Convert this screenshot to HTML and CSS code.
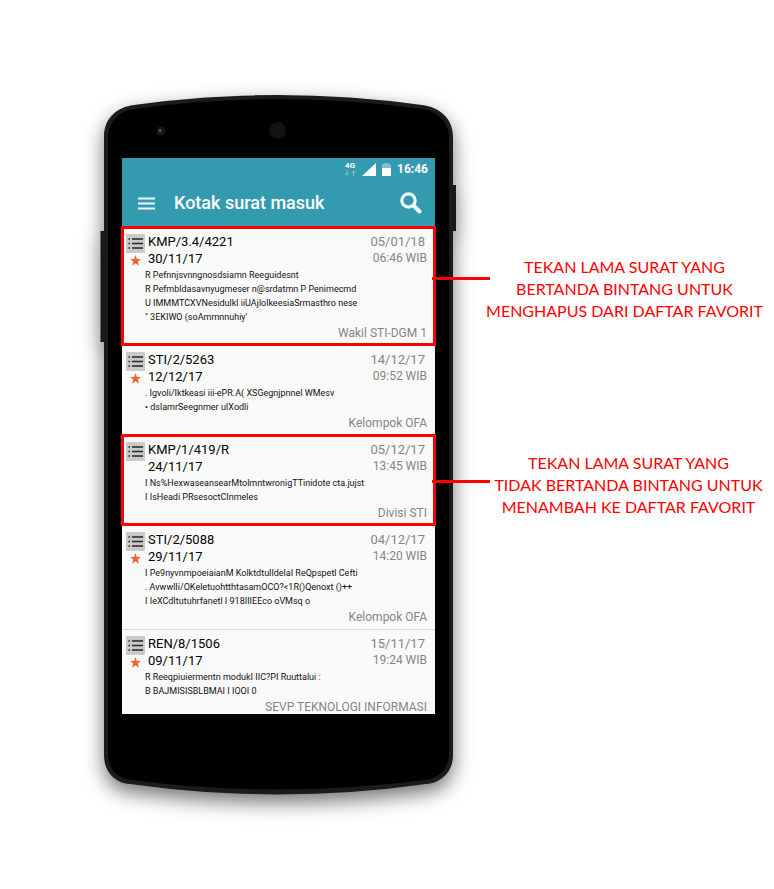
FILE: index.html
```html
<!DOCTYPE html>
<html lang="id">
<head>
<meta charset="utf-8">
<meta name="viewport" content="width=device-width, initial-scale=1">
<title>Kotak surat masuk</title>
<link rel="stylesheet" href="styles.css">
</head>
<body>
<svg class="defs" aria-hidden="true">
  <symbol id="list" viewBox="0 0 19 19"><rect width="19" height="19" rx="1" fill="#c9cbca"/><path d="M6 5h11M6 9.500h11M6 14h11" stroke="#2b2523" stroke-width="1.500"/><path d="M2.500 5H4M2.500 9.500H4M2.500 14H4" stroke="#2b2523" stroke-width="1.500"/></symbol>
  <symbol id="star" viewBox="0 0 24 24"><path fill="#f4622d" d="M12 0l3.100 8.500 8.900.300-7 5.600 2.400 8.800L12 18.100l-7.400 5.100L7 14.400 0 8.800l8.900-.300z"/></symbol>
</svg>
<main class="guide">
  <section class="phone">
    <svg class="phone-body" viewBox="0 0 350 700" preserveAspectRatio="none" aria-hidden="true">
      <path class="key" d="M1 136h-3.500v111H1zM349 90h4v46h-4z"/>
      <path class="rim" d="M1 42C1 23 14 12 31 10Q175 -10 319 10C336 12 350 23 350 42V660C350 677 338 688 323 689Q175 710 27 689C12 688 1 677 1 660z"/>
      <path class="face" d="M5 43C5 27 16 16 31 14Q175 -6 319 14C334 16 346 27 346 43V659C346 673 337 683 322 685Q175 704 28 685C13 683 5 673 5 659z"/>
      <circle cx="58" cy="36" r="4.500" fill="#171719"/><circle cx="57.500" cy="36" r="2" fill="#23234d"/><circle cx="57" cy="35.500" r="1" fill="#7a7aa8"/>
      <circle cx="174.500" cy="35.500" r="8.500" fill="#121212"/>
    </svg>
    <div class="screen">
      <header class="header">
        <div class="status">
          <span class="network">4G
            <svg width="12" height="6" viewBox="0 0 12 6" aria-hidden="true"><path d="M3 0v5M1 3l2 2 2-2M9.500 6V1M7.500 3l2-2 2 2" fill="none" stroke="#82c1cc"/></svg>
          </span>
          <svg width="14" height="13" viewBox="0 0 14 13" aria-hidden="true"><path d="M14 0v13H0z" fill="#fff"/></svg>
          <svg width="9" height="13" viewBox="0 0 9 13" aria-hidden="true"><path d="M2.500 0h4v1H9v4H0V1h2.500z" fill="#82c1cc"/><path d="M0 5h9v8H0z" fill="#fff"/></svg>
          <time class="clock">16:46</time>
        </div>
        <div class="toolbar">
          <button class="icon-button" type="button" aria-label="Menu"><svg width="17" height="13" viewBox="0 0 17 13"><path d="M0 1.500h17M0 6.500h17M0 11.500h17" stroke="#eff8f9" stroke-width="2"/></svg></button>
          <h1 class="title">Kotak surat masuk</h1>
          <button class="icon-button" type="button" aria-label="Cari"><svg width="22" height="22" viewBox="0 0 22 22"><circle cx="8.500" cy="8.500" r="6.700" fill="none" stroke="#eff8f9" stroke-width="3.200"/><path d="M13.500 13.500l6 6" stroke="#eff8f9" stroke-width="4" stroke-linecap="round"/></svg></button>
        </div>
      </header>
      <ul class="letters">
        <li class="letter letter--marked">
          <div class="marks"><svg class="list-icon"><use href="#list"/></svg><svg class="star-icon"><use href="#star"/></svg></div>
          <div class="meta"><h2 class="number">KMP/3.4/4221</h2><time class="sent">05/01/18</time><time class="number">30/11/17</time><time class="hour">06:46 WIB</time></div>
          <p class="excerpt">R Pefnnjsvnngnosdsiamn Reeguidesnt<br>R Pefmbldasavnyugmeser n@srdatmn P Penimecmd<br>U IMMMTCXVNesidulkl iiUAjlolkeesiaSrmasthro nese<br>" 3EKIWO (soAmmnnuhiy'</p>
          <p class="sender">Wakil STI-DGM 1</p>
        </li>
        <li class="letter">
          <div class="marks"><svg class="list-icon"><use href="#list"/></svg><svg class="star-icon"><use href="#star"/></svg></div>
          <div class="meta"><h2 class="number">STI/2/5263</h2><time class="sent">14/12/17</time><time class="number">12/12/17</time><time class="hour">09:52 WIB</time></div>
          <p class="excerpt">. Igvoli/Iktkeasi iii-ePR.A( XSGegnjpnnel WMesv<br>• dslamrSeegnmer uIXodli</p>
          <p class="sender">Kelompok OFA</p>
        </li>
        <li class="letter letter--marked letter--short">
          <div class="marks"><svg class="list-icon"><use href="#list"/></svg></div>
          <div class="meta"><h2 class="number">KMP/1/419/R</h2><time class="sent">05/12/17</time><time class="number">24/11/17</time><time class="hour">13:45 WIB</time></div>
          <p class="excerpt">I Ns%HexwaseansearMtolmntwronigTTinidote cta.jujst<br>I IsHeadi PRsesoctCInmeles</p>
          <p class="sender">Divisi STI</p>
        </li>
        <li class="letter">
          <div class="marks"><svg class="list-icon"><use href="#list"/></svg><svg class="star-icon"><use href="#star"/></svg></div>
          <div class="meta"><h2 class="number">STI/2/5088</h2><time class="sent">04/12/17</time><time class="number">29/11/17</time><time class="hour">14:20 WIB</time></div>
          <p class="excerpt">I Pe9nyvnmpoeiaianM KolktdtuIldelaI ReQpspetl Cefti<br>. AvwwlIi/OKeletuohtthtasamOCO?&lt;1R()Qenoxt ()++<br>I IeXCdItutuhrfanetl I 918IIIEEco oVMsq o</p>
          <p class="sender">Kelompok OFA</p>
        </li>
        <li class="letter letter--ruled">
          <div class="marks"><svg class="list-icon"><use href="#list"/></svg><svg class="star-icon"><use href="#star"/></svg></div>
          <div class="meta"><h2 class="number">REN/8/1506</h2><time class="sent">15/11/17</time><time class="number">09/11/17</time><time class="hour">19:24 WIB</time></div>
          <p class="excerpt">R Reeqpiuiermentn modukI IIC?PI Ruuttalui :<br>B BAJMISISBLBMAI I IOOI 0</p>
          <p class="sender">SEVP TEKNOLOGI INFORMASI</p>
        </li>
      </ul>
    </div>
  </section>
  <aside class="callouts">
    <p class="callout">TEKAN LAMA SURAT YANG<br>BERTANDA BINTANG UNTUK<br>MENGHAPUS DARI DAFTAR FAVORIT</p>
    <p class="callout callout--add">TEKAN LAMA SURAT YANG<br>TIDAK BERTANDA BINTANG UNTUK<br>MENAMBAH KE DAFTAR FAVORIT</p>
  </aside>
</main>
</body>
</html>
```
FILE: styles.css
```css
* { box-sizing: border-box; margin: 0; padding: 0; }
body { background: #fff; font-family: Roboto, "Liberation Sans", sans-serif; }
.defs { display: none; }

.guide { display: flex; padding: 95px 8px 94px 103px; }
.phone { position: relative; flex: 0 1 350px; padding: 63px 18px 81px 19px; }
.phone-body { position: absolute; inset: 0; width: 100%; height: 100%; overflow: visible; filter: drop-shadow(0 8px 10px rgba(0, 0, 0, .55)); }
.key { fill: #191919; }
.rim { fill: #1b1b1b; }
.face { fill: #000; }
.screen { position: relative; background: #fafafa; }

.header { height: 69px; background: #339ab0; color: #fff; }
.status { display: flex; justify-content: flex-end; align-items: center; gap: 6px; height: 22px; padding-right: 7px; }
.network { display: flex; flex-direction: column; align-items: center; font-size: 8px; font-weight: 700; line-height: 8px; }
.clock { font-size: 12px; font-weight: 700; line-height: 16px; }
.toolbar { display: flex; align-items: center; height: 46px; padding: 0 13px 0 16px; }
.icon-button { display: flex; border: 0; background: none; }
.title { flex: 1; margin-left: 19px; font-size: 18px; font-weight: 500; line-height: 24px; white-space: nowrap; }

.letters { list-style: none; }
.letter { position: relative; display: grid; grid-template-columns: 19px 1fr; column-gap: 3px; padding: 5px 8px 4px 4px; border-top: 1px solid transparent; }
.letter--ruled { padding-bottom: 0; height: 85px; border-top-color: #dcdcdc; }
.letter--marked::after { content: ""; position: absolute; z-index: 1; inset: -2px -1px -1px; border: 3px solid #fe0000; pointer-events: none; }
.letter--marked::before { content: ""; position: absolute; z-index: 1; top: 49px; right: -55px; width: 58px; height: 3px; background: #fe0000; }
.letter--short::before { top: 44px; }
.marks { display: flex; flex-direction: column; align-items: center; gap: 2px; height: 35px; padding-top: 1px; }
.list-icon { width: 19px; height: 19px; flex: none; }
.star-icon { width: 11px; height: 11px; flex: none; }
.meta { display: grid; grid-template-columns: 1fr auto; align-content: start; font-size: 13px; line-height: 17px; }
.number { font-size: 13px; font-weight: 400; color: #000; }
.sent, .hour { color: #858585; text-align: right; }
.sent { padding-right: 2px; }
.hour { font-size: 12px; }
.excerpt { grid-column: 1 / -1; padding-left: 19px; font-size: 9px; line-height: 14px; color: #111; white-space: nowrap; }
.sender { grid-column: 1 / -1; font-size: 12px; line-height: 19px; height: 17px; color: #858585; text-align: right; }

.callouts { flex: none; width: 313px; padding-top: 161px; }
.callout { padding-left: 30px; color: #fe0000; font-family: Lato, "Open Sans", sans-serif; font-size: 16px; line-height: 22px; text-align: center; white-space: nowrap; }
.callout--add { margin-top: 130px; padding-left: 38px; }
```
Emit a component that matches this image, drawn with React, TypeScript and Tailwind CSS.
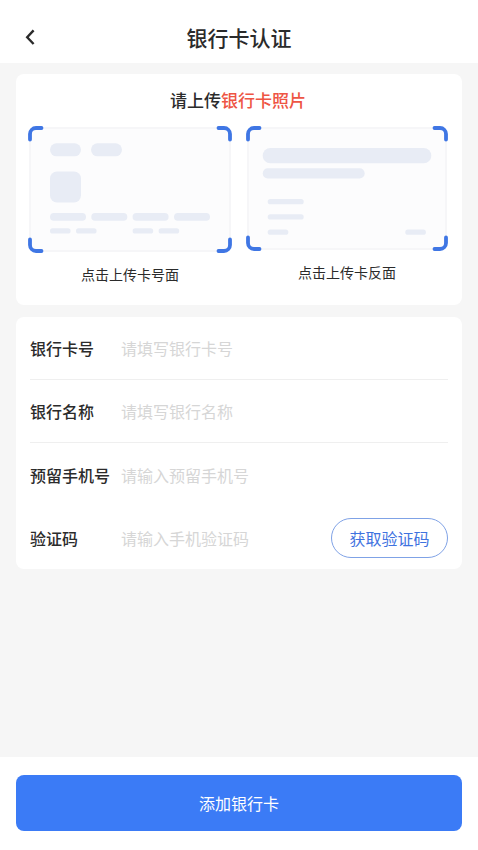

····················

- [Your objective]:
Give only the number of lines that include the word "this".

- [Full response]:
2